**Dataset section**.
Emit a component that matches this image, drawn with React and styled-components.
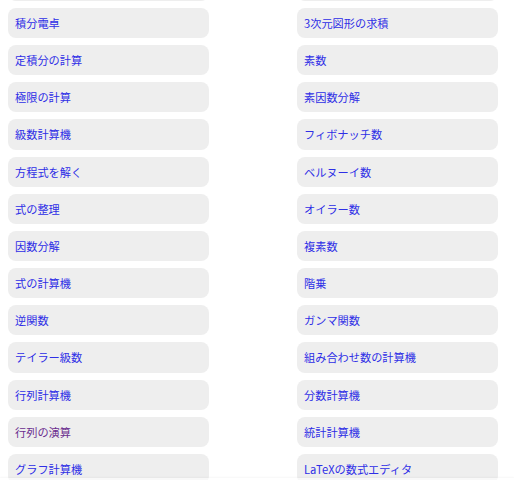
import React from "react";
import styled, { createGlobalStyle } from "styled-components";

// first pair sits scrolled above the top edge: only its lower rim shows
const left = [
  { label: "" },
  { label: "積分電卓" },
  { label: "定積分の計算" },
  { label: "極限の計算" },
  { label: "級数計算機" },
  { label: "方程式を解く" },
  { label: "式の整理" },
  { label: "因数分解" },
  { label: "式の計算機" },
  { label: "逆関数" },
  { label: "テイラー級数" },
  { label: "行列計算機" },
  { label: "行列の演算", visited: true },
  { label: "グラフ計算機" },
];

const right = [
  { label: "" },
  { label: "3次元図形の求積" },
  { label: "素数" },
  { label: "素因数分解" },
  { label: "フィボナッチ数" },
  { label: "ベルヌーイ数" },
  { label: "オイラー数" },
  { label: "複素数" },
  { label: "階乗" },
  { label: "ガンマ関数" },
  { label: "組み合わせ数の計算機" },
  { label: "分数計算機" },
  { label: "統計計算機" },
  { label: "LaTeXの数式エディタ" },
];

const App = () => {
  const rows = left.map((item, i) => [item, right[i]]);
  return (
    <>
      <GlobalStyle />
      <Wrapper>
        {rows.map(([a, b], i) => (
          <React.Fragment key={i}>
            <ToolLink href="#" $visited={a.visited}>
              {a.label}
            </ToolLink>
            <ToolLink href="#" $visited={b.visited}>
              {b.label}
            </ToolLink>
          </React.Fragment>
        ))}
      </Wrapper>
      <BottomEdge />
    </>
  );
};

const GlobalStyle = createGlobalStyle`
  html, body {
    margin: 0;
    padding: 0;
    overflow: hidden;
    background: #ffffff;
  }
  body {
    font-family: "Noto Sans CJK JP", "Noto Sans", sans-serif;
  }
`;

const Wrapper = styled.div`
  display: grid;
  grid-template-columns: 201px 201px;
  column-gap: 88px;
  row-gap: 7px;
  padding: 0 8px;
  margin-top: -29.17px;
`;

const ToolLink = styled.a`
  display: block;
  height: 30.17px;
  box-sizing: border-box;
  background: #eeeeee;
  border-radius: 8px;
  padding: 7px;
  font-size: 11.2px;
  line-height: 16.17px;
  color: ${(p) => (p.$visited ? "#6b2d8e" : "#2f2fe6")};
  text-decoration: none;
  white-space: nowrap;
`;

const BottomEdge = styled.div`
  position: fixed;
  left: 0;
  right: 0;
  bottom: 0;
  height: 2px;
  background: rgba(255, 255, 255, 0.6);
  box-shadow: 0 -1px 2px rgba(0, 0, 0, 0.04);
`;

export default App;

**Prompt**. From the listing above, pick out every line containing "components".

**Solution to the problem**.
Emit a component that matches this image, drawn with React and styled-components.
import styled, { createGlobalStyle } from "styled-components";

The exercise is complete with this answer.